はじめに
「人生100年時代」は、長期化する人生をカバーするための計画的な資産形成(資産寿命の延伸)がこれまで以上に求められます。その最も心強い対策は、年齢にかかわらず、できるだけ長く“働く”ことでしょう。
近年では、60代以降の就労が健康維持につながる可能性があることや、仕事や趣味を含む多様な社会的活動に主体的にかかわることが、高齢期の心身の健康維持によい影響をもたらすことも明らかになっています。そこで今回は60歳以上の男女における社会的活動の実態や、望ましい高齢期の生活についての意識に関する調査結果をご紹介します。
60歳以上の男女における社会的活動の実態
内閣府では60歳以上の男女を対象として「社会的活動」の実態をたずねています。この調査では「社会的活動」を「グループや団体、複数の人で行っている社会や家族を支える活動のこと。活動の内容が社会や家族を支える活動であっても、単なる近所づきあいによるものは含まず、現在はたまたま一人で活動しているが、本来は組織がある(組織をつくる予定がある)場合は含む」と定義しています(図1)
資料:内閣府『高齢者の経済・生活環境に関する調査』、2017年3月。調査対象者は全国の60歳以上の男女3,000名。調査時期は2016年6月
調査結果をみると、「特に活動はしていない」と答えた人は69.9%で、2016年時点での実施者は3割程度と考えられます*1。最も多かった活動内容は「自治会、町内会などの自治組織の活動」(18.9%)で、「趣味やスポーツを通じたボランティア・社会奉仕などの活動」(11.0%)がこれに続きました。
実施者の割合は、無職の人に比べ有職の人、また月あたりの収入が低い人に比べ高い人で高い傾向にあります(図表省略)。また、活動場所については9割以上が「居住地域」と答えましたが、大学・大学院卒や月あたりの収入が高い人では「居住地以外の日本国内」をあげる人も2割弱と、地域の範囲を超えて活動する人の割合も高くなっています(図表省略)*2。
9割以上の人が効用あり
これらの人は、活動にどのような効用を感じているのでしょうか。「生活に与えている効用はない」と答えた人は8.1%であったことから、実施者の9割以上は何らかの効用を感じていると考えられます(図2)。

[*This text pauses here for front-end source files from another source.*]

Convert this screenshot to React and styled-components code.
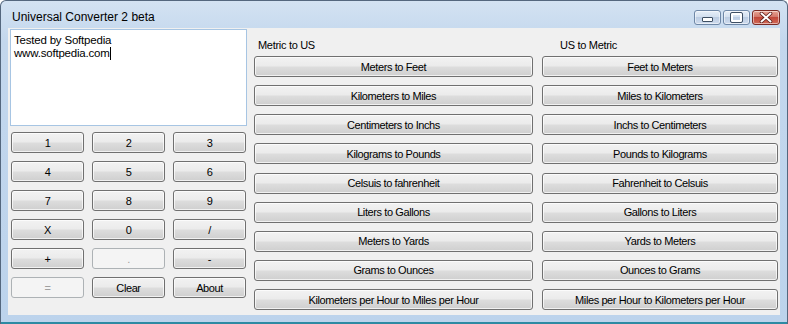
import styled, { createGlobalStyle } from "styled-components";

const GlobalStyle = createGlobalStyle`
  html, body {
    margin: 0;
    padding: 0;
    background: #ffffff;
  }
`;

const metricToUs = [
  "Meters to Feet",
  "Kilometers to Miles",
  "Centimeters to Inchs",
  "Kilograms to Pounds",
  "Celsuis to fahrenheit",
  "Liters to Gallons",
  "Meters to Yards",
  "Grams to Ounces",
  "Kilometers per Hour to Miles per Hour",
];

const usToMetric = [
  "Feet to Meters",
  "Miles to Kilometers",
  "Inchs to Centimeters",
  "Pounds to Kilograms",
  "Fahrenheit to Celsuis",
  "Gallons to Liters",
  "Yards to Meters",
  "Ounces to Grams",
  "Miles per Hour to Kilometers per Hour",
];

const keys = [
  { label: "1" },
  { label: "2" },
  { label: "3" },
  { label: "4" },
  { label: "5" },
  { label: "6" },
  { label: "7" },
  { label: "8" },
  { label: "9" },
  { label: "X" },
  { label: "0" },
  { label: "/" },
  { label: "+" },
  { label: ".", disabled: true },
  { label: "-" },
  { label: "=", disabled: true },
  { label: "Clear" },
  { label: "About" },
];

function App() {
  return (
    <>
      <GlobalStyle />
      <Window>
        <TitleBar>
          <Title>Universal Converter 2 beta</Title>
          <Caption>
            <CaptionButton>
              <MinGlyph />
            </CaptionButton>
            <CaptionButton>
              <MaxGlyph />
            </CaptionButton>
            <CaptionButton close>
              <svg width="14" height="11" viewBox="0 0 14 11">
                <path
                  d="M2.5 1.5 L11.5 9.5 M11.5 1.5 L2.5 9.5"
                  stroke="#5a1a16"
                  strokeWidth="3.6"
                  strokeLinecap="round"
                />
                <path
                  d="M2.5 1.5 L11.5 9.5 M11.5 1.5 L2.5 9.5"
                  stroke="#ffffff"
                  strokeWidth="2"
                  strokeLinecap="round"
                />
              </svg>
            </CaptionButton>
          </Caption>
        </TitleBar>
        <Client>
          <LeftPanel>
            <TextBox>
              <div>Tested by Softpedia</div>
              <div>
                www.softpedia.com
                <Caret />
              </div>
            </TextBox>
            <Keypad>
              {keys.map((k) => (
                <Button key={k.label} disabled={k.disabled}>
                  {k.label}
                </Button>
              ))}
            </Keypad>
          </LeftPanel>
          <Column width="279px" gap="7px">
            <GroupLabel inset="4px">Metric to US</GroupLabel>
            <ButtonStack>
              {metricToUs.map((t) => (
                <Button key={t}>{t}</Button>
              ))}
            </ButtonStack>
          </Column>
          <Column width="236px" gap="9px">
            <GroupLabel inset="18px">US to Metric</GroupLabel>
            <ButtonStack>
              {usToMetric.map((t) => (
                <Button key={t}>{t}</Button>
              ))}
            </ButtonStack>
          </Column>
        </Client>
        <BottomEdge />
      </Window>
    </>
  );
}

const Window = styled.div`
  width: 788px;
  height: 324px;
  box-sizing: border-box;
  display: flex;
  flex-direction: column;
  background: linear-gradient(180deg, #d3e2f2 0px, #c3d7ed 40px, #bcd3ec 100%);
  border: 1px solid #54677e;
  border-bottom: none;
  border-radius: 6px 6px 0 0;
  padding: 0 7px 0 7px;
  font-family: "Liberation Sans", Arial, sans-serif;
`;

const TitleBar = styled.div`
  height: 27px;
  display: flex;
  align-items: flex-start;
  justify-content: space-between;
`;

const Title = styled.div`
  font-family: "Liberation Sans", Arial, sans-serif;
  font-size: 12px;
  color: #000000;
  padding: 9px 0 0 4px;
`;

const Caption = styled.div`
  display: flex;
  gap: 2px;
  padding-top: 9px;
`;

const CaptionButton = styled.div`
  width: ${({ close }) => (close ? "28px" : "27px")};
  height: 15px;
  box-sizing: border-box;
  border: 1px solid ${({ close }) => (close ? "#7a2a24" : "#6e87a6")};
  border-radius: 3px;
  display: flex;
  align-items: center;
  justify-content: center;
  background: ${({ close }) =>
    close
      ? "linear-gradient(180deg, #e8a493 0%, #d2776a 45%, #c2483a 50%, #d06a58 100%)"
      : "linear-gradient(180deg, #e6eef8 0%, #d3e0ef 45%, #bccde3 50%, #cfdcee 100%)"};
  box-shadow: inset 0 0 0 1px rgba(255, 255, 255, 0.5);
`;

const MinGlyph = styled.div`
  width: 9px;
  height: 3px;
  margin-top: 4px;
  background: #ffffff;
  border: 1px solid #3e4f63;
  border-radius: 1px;
`;

const MaxGlyph = styled.div`
  width: 7px;
  height: 5px;
  background: transparent;
  border: 2px solid #ffffff;
  outline: 1px solid #3e4f63;
  border-radius: 1px;
`;

const Client = styled.div`
  height: 287px;
  background: #f0f0f0;
  display: flex;
  padding: 1px 0 0 2px;
  box-sizing: border-box;
`;

const LeftPanel = styled.div`
  width: 237px;
  display: flex;
  flex-direction: column;
`;

const TextBox = styled.div`
  height: 97px;
  box-sizing: border-box;
  background: #ffffff;
  border: 1px solid #a7c5e3;
  padding: 4px 3px;
  font-size: 11.5px;
  line-height: 13px;
  letter-spacing: -0.2px;
  color: #000000;
`;

const Caret = styled.span`
  display: inline-block;
  width: 1px;
  height: 13px;
  background: #000000;
  vertical-align: top;
`;

const Keypad = styled.div`
  margin-top: 6px;
  padding-left: 1px;
  display: grid;
  grid-template-columns: repeat(3, 73px);
  grid-auto-rows: 21px;
  column-gap: 8px;
  row-gap: 8px;
`;

const Column = styled.div`
  width: ${({ width }) => width};
  margin-left: ${({ gap }) => gap};
  display: flex;
  flex-direction: column;
`;

const GroupLabel = styled.div`
  height: 27px;
  box-sizing: border-box;
  padding: 10px 0 0 ${({ inset }) => inset};
  font-size: 11px;
  letter-spacing: -0.3px;
  color: #000000;
`;

const ButtonStack = styled.div`
  height: 254px;
  display: flex;
  flex-direction: column;
  justify-content: space-between;
`;

const Button = styled.button`
  height: 21px;
  box-sizing: border-box;
  margin: 0;
  padding: 0 4px;
  border: 1px solid ${({ disabled }) => (disabled ? "#adb2b5" : "#707070")};
  border-radius: 3px;
  font-family: "Liberation Sans", Arial, sans-serif;
  font-size: 11px;
  letter-spacing: -0.4px;
  color: ${({ disabled }) => (disabled ? "#a0a0a0" : "#000000")};
  white-space: nowrap;
  background: ${({ disabled }) =>
    disabled
      ? "#f4f4f4"
      : "linear-gradient(180deg, #f2f2f2 0%, #ebebeb 48%, #dddddd 52%, #cfcfcf 100%)"};
  box-shadow: ${({ disabled }) =>
    disabled ? "none" : "inset 0 0 0 1px rgba(255, 255, 255, 0.7)"};
`;

const BottomEdge = styled.div`
  flex: 1;
  border-bottom: 2px solid #2d8aa3;
  margin: 0 -7px;
`;

export default App;
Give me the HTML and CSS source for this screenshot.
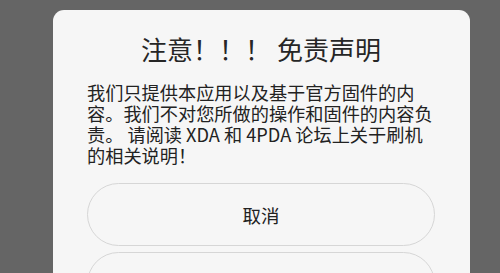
FILE: index.html
```html
<!DOCTYPE html>
<html lang="zh-CN">
<head>
<meta charset="utf-8">
<title>免责声明</title>
<link rel="stylesheet" href="styles.css">
</head>
<body>
<div class="screen">
  <div class="dialog">
    <h1 class="title">注意！！！ 免责声明</h1>
    <p class="message">我们只提供本应用以及基于官方固件的内容。我们不对您所做的操作和固件的内容负责。 请阅读 XDA 和 4PDA 论坛上关于刷机的相关说明！</p>
    <div class="actions">
      <button class="btn">取消</button>
      <button class="btn"></button>
    </div>
  </div>
</div>
</body>
</html>
```
FILE: styles.css
```css
html, body {
  margin: 0;
  padding: 0;
  width: 500px;
  height: 273px;
  overflow: hidden;
  background: #656565;
}

.screen {
  width: 500px;
  height: 273px;
  padding-top: 10px;
  padding-left: 53px;
  box-sizing: border-box;
}

.dialog {
  width: 417px;
  height: 400px;
  box-sizing: border-box;
  padding: 21px 35px 0 34px;
  background: #f6f6f6;
  border-radius: 11px;
  font-family: "Noto Sans CJK SC", "Noto Sans", sans-serif;
  color: #222;
}

.title {
  margin: 0;
  font-size: 26px;
  line-height: 36px;
  font-weight: 400;
  text-align: center;
  color: #262626;
}

.message {
  margin: 15px 0 0;
  font-size: 18.2px;
  line-height: 21px;
  width: 348px;
}

.actions {
  margin-top: 17px;
  display: flex;
  flex-direction: column;
  gap: 6px;
}

.btn {
  width: 348px;
  height: 63px;
  border: 1px solid #d6d6d6;
  border-radius: 32px;
  background: #f6f6f6;
  font-family: "Noto Sans CJK SC", "Noto Sans", sans-serif;
  font-size: 18.5px;
  color: #222;
  padding: 0;
}
```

資料:図1に同じ。回答者は図1で何らかの活動を行っていると答えた人
最も多かった回答は「新しい友人を得ることができた」(56.8%)であり、「地域に安心して生活するためのつながりができた」(50.6%)、「社会に貢献していることで充実感が得られている」(38.2%)、などがこれに続いています。前述のとおり、活動の実施者は3割程度であったことから、これらの効用を感じている人は全体の3割に満たないものの、心身の健康や生活習慣への好影響を感じている人もいることがうかがえます。